The picture had color, simplicity, metaphor and visual design; elements that came to define what I look for in my work.
So my love affair with photography began.
I had always loved storytelling. In my twenties, I published poetry, made films with a Super-8 camera and interviewed eccentrics on the west coast. When I moved to Toronto I earned my living as a radio and television producer and writer, seldom taking a camera on travels because I felt it separated me from “experience.” Instead, I kept diaries. Words were my snapshots.
On a trip to Rajasthan in the mid-1980s, I met a charming driver in Jodphur who referred to me, (joking, of course) as “Lady Without a Camera.” After my conversion, I returned to India and looked up Mr.Tak, who was relieved to see me with several Nikons and a tripod.
Mine is a documentary approach. I am attracted to content, ideas and beauty. Something intrigues me- a scene, a circumstance- I record it. I seldom interfere with what is happening, but place myself in a promising location and wait for surprises. I often break rules by dividing a picture down the middle or cropping to the essence in the viewfinder: mother’s smile, baby’s ear.

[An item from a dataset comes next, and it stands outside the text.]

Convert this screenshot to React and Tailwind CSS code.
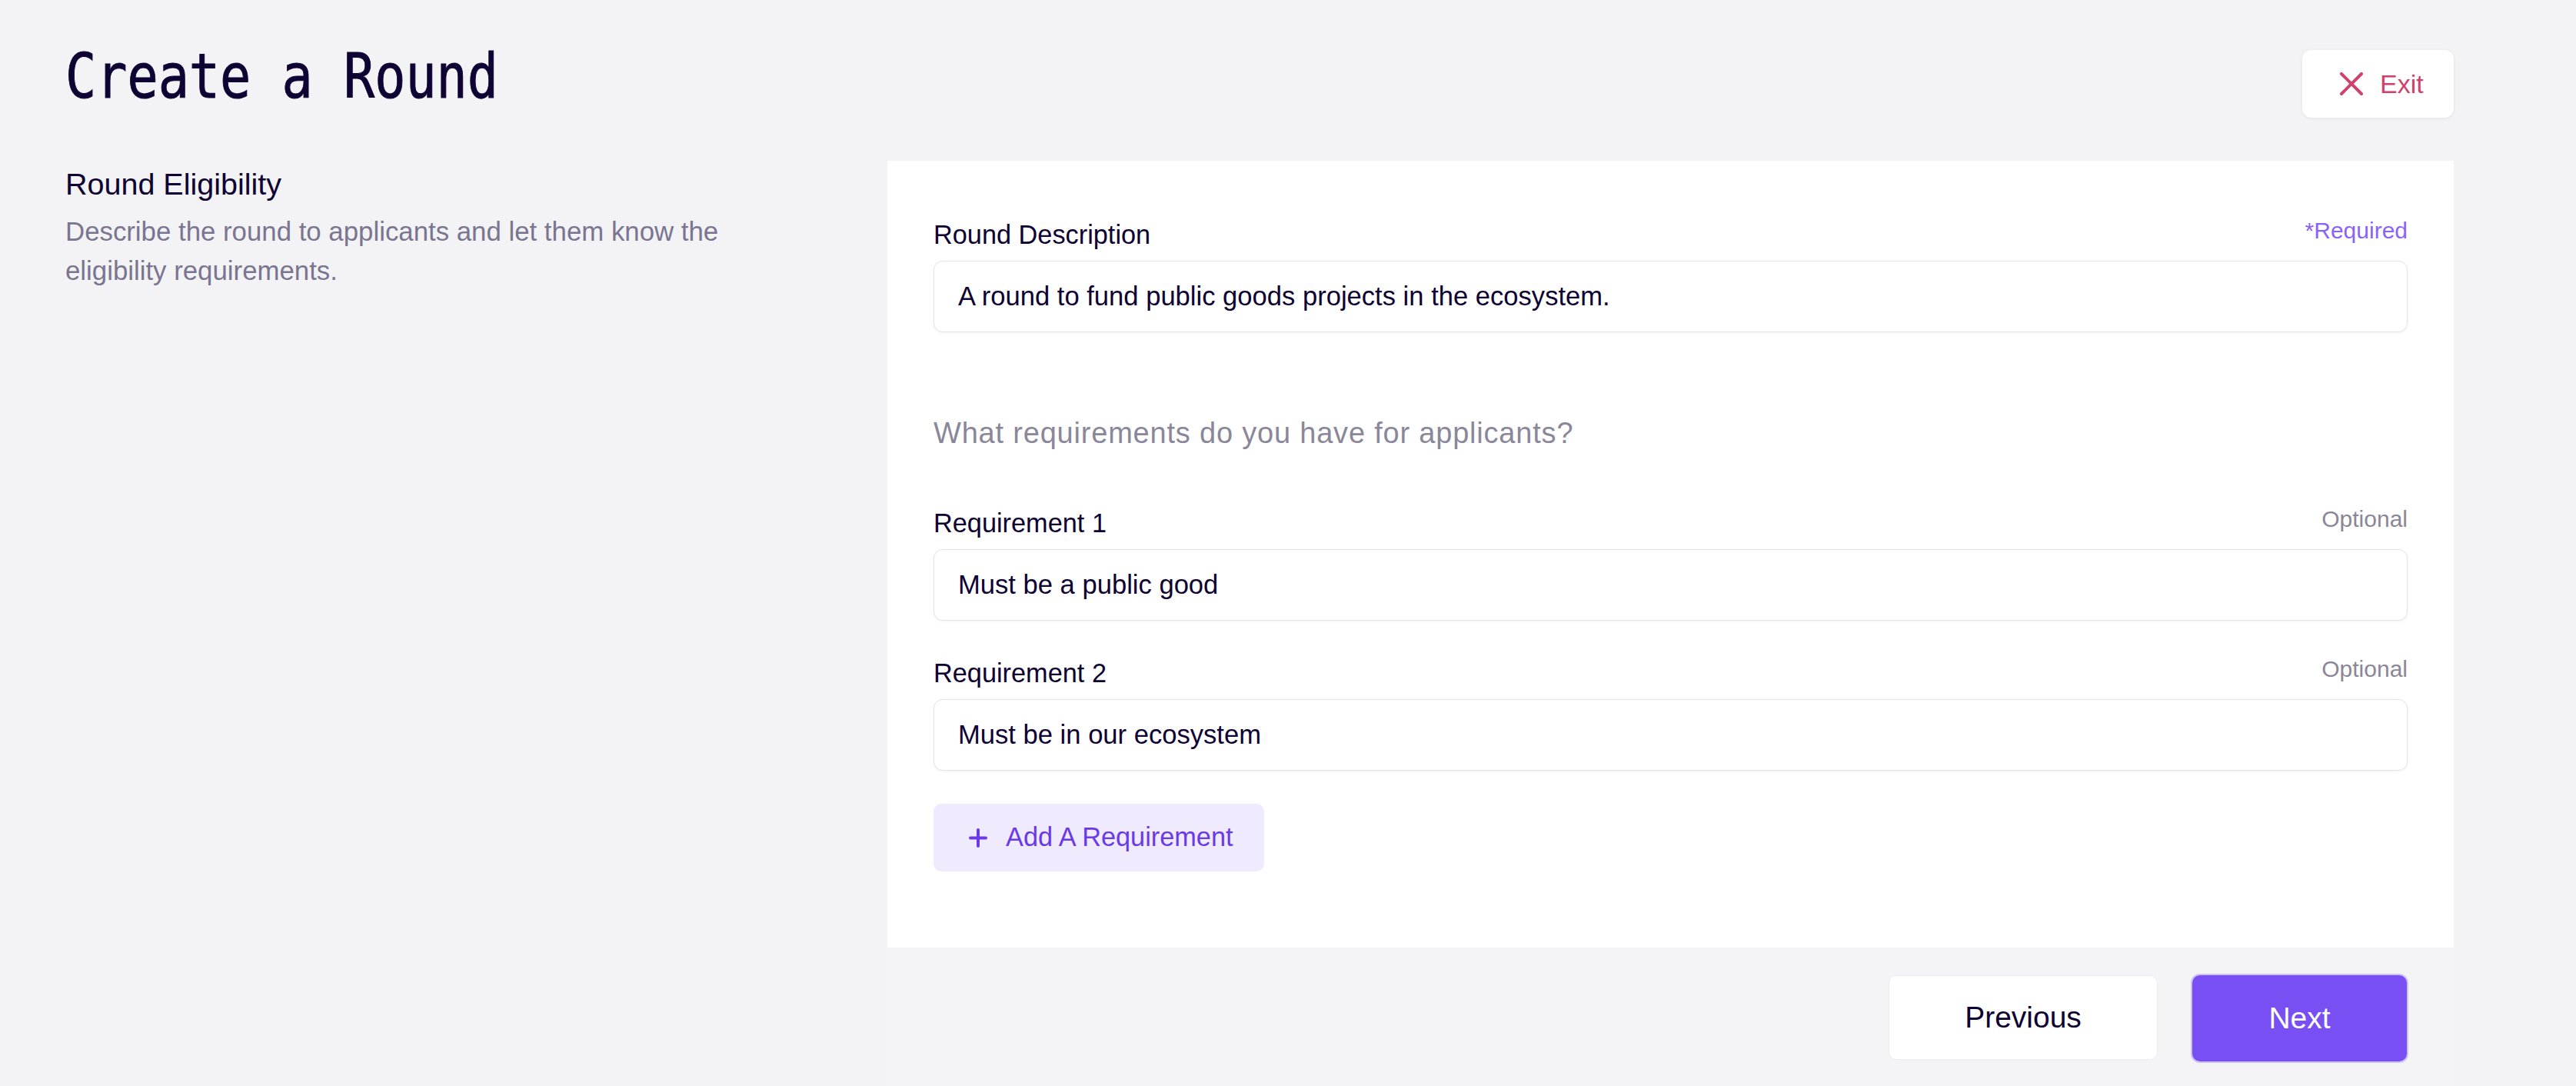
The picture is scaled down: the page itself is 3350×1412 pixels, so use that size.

I am interested in layers and hidden meanings. A photograph should make you feel something and lead to new discoveries. A window contains themes in addition to what is written on its surface; it offers one thing, reveals another. A shoe display with reflections of streetscape, passersby, the interplay of light and shadow, gains mystery and personality.
I have taken workshops with photographers such as Bruce Davidson, Freeman Patterson, who have helped me refine my vision and trust my eye.
If asked what photography means in my life, I would say it has shown me worlds I had not seen.
If asked why I chose photography as my means of expression, I would say I didn’t. Others may have said this but l like to think I said it first.
Photography chose me.
Anne Bayin was born in Dumfries, Scotland, of Burmese and Scottish descent. She moved to Saskatchewan, Canada at age six. She received her degree in English and Psychology at the University of Victoria.
Her broadcast career began as producer and on-air host of the weekly television program “CONNECTIONS” in Victoria, B.C., an eclectic mix of social issures, current affairs and arts. In the mid-70’s, having made short films and freelanced for the national radio program “This Country In the Morning”, she moved to Toronto where she spent the next two decades producing some of Canada’s finest radio and television programs, with hosts such as Peter Gzowski and Barbara Frum. Alongside, she pursued a writing career which is ongoing. Assignments have taken her from Santa Fe to Dubrovnik, from New York to Mumbai.
She was a producer on CBC’s Flagship Current Affairs program “The Journal”, and later made documentaries for CBC and PBS. From 1995-1999, she was Senior Producer of CBC Television’s “PAMELA WALLIN LIVE”, CBC Newsworld’s hour-long interview program. She was involved in the making of over 600 programs.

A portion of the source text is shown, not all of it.